Я знаю такие случаи, когда работники избирательных участков учитывали как избирателей уже умерших людей. И это — в Москве, идеологическом центре страны, где идеологическая работа самая интенсивная и где отыскать человека очень легко. А в сельской местности, должно быть, значительно хуже. Но об этом никто не сообщает. Я был свидетелем и таких случаев, когда избиратель, получив бюллетень (с единственным кандидатом), не опускал его в избирательную урну, которая установлена вне избирательной кабины, на видном месте. Дежурные останавливали этого человека и просили его пройти к председателю избирательной комиссии, чтобы объяснить, почему он не голосует. Так что практически никто не бросает такого открытого вызова системе. Если человеку в самом деле уж совсем все безразлично, он просто не приходит».

Интеллигенты, которых мы знали (за редкими исключениями), говорили, что вынуждены участвовать в выборах и других политических мероприятиях, несмотря на свое полное или частичное неверие в них. Одна школьная учительница из Ленинграда, полная женщина лет около сорока, сказала: «Приходится ходить на эти политические собрания, но никто не слушает, что там говорят. Это все тот же старый вздор, который мы должны были изучать в университете. Иногда устраивают лекции о международном положении — о Китае, Вьетнаме. В это время некоторые женщины вяжут. Я читаю или проверяю тетради. Когда лекцию читает директор нашей школы, он пытается сделать ее интересной. Он славный человек, член партии, но славный. Но всем это надоело, и никто этому не верит».

— А как же сам лектор? — спросила ее Энн.
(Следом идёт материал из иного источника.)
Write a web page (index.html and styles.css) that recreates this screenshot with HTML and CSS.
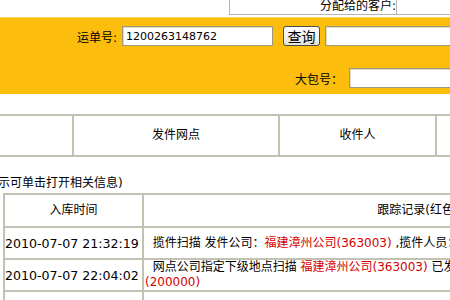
FILE: index.html
```html
<!DOCTYPE html>
<html lang="zh-CN">
<head>
    <meta charset="UTF-8">
    <title>运单查询</title>
    <link rel="stylesheet" href="styles.css">
</head>
<body>
<div class="page">
    <div class="assign-row">
        <div class="assign">
            <span class="assign-label">分配给的客户:</span>
            <input class="assign-input">
        </div>
    </div>
    <form class="search">
        <div class="search-row">
            <label class="label waybill-label" for="waybill">运单号:</label>
            <input class="field waybill" id="waybill" value="1200263148762">
            <button class="query" type="button">查询</button>
            <input class="field wide">
        </div>
        <div class="search-row bag-row">
            <label class="label bag-label" for="bag">大包号：</label>
            <input class="field wide" id="bag">
        </div>
    </form>
    <table class="summary">
        <tr>
            <td class="c0">寄件日期</td>
            <td class="c1">发件网点</td>
            <td class="c2">收件人</td>
            <td class="c3">签收状态</td>
        </tr>
    </table>
    <p class="hint">红色表示可单击打开相关信息)</p>
    <table class="track">
        <tr class="head">
            <td class="time">入库时间</td>
            <td class="record">跟踪记录(红色链接)</td>
        </tr>
        <tr>
            <td class="time">2010-07-07 21:32:19</td>
            <td class="record">&nbsp;&nbsp;揽件扫描 发件公司：<a class="link">福建漳州公司(363003)</a> ,揽件人员：林小明</td>
        </tr>
        <tr>
            <td class="time">2010-07-07 22:04:02</td>
            <td class="record">&nbsp;&nbsp;网点公司指定下级地点扫描 <a class="link">福建漳州公司(363003)</a> 已发往 下一站 <a class="link">上海市浦东新区国际航空转运中心<wbr>(200000)</a></td>
        </tr>
        <tr>
            <td class="time">2010-07-08 06:15:40</td>
            <td class="record">&nbsp;&nbsp;到件扫描 <a class="link">上海转运中心(200000)</a></td>
        </tr>
    </table>
</div>
</body>
</html>
```

FILE: styles.css
```css
html, body {
    margin: 0;
    overflow: hidden;
}

body {
    font-family: "DejaVu Sans", "Noto Sans CJK SC", sans-serif;
    font-size: 12px;
    color: #000;
    background-color: #fff;
}

.page {
    width: 900px;
}

.assign-row {
    height: 17px;
}

.assign {
    display: flex;
    box-sizing: border-box;
    margin-left: 229px;
    width: 500px;
    height: 15px;
    border-left: 1px solid #b4b4b4;
    border-bottom: 1px solid #b4b4b4;
}

.assign-label {
    width: 166px;
    text-align: right;
    line-height: 13px;
}

.assign-input {
    box-sizing: border-box;
    width: 200px;
    height: 14px;
    margin: 0;
    border: 1px solid #b4b4b4;
    border-top: none;
    border-bottom: none;
    padding: 0;
}

.search {
    margin: 0;
    box-sizing: border-box;
    height: 77px;
    padding-top: 8px;
    background-color: #fdbd0d;
    border-top: 1px solid #fdd46a;
}

.search-row {
    display: flex;
    align-items: center;
    height: 20px;
}

.bag-row {
    margin-top: 22px;
}

.label {
    font-size: 12px;
    text-align: right;
    color: #000;
}

.waybill-label {
    width: 117px;
    margin-right: 5px;
}

.bag-label {
    width: 343px;
    margin-right: 6px;
}

.field {
    box-sizing: border-box;
    height: 20px;
    margin: 0;
    padding: 0 3px;
    border: 1px solid #9c9878;
    box-shadow: inset 1px 1px 0 #dedbc6;
    background: #fff;
    font-family: "DejaVu Sans", sans-serif;
    font-size: 11px;
}

.waybill {
    width: 151px;
}

.wide {
    width: 300px;
}

.query {
    box-sizing: border-box;
    width: 37px;
    height: 20px;
    margin: 0 5px 0 10px;
    padding: 0;
    border: 1px solid #4a4a4a;
    border-radius: 3px;
    background: linear-gradient(#ffffff, #e4e4dc);
    font-family: "Noto Sans CJK SC", sans-serif;
    font-size: 14px;
    line-height: 16px;
}

/* tables: separate borders so every line sits on a known pixel */
.summary, .track {
    border-collapse: separate;
    border-spacing: 0;
    table-layout: fixed;
    border-top: 2px solid #c2c2b2;
    border-left: 2px solid #c2c2b2;
}

.summary td, .track td {
    box-sizing: border-box;
    border-right: 2px solid #c2c2b2;
    border-bottom: 2px solid #c2c2b2;
}

.summary {
    margin: 20px 0 0 -200px;
    width: 837px;
}

.summary td {
    height: 41px;
    padding: 0 0 4px;
    text-align: center;
}

.summary .c0 { width: 272px; }
.summary .c1 { width: 206px; }
.summary .c2 { width: 157px; }
.summary .c3 { width: 200px; }

.hint {
    margin: 19px 0 3px -38px;
    line-height: 14px;
}

.track {
    margin-left: 3px;
    width: 715px;
}

.track td {
    height: 32px;
    padding: 0 0 0 1px;
    line-height: 15px;
}

.track .time {
    width: 139px;
    padding-left: 0;
    white-space: nowrap;
    font-size: 12.6px;
}

.track .record {
    width: 574px;
}

.track .head td {
    height: 33px;
    padding: 0;
    text-align: center;
    font-size: 12px;
}

.link {
    color: #d40000;
}
```
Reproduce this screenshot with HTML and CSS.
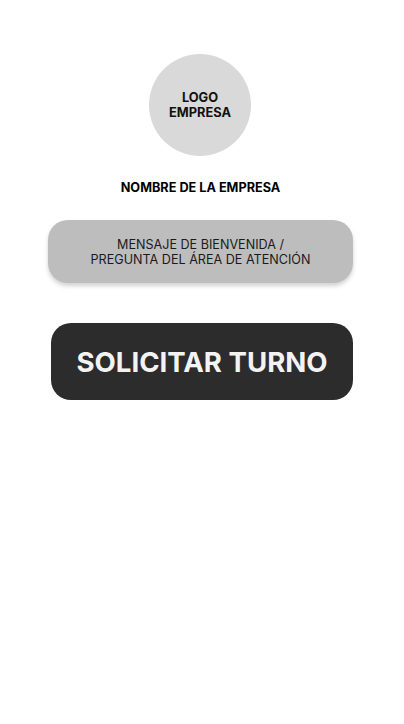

— Даже он сам не верит тому, что говорит. Старшее поколение действительно верило в Ленина и считало, что указанный им путь и есть путь построения нового общества. Но мое поколение не верит во все это. Мы знаем, что это ложь. У нас нет религии, поэтому нам приходится довольствоваться Лениным. Мы не можем изменить систему. Нам остается только жить так и дальше. У меня семья и дети…» И она беспомощно пожала плечами, давая понять, что из материальных соображений не может позволить себе рисковать, выражая открытый протест.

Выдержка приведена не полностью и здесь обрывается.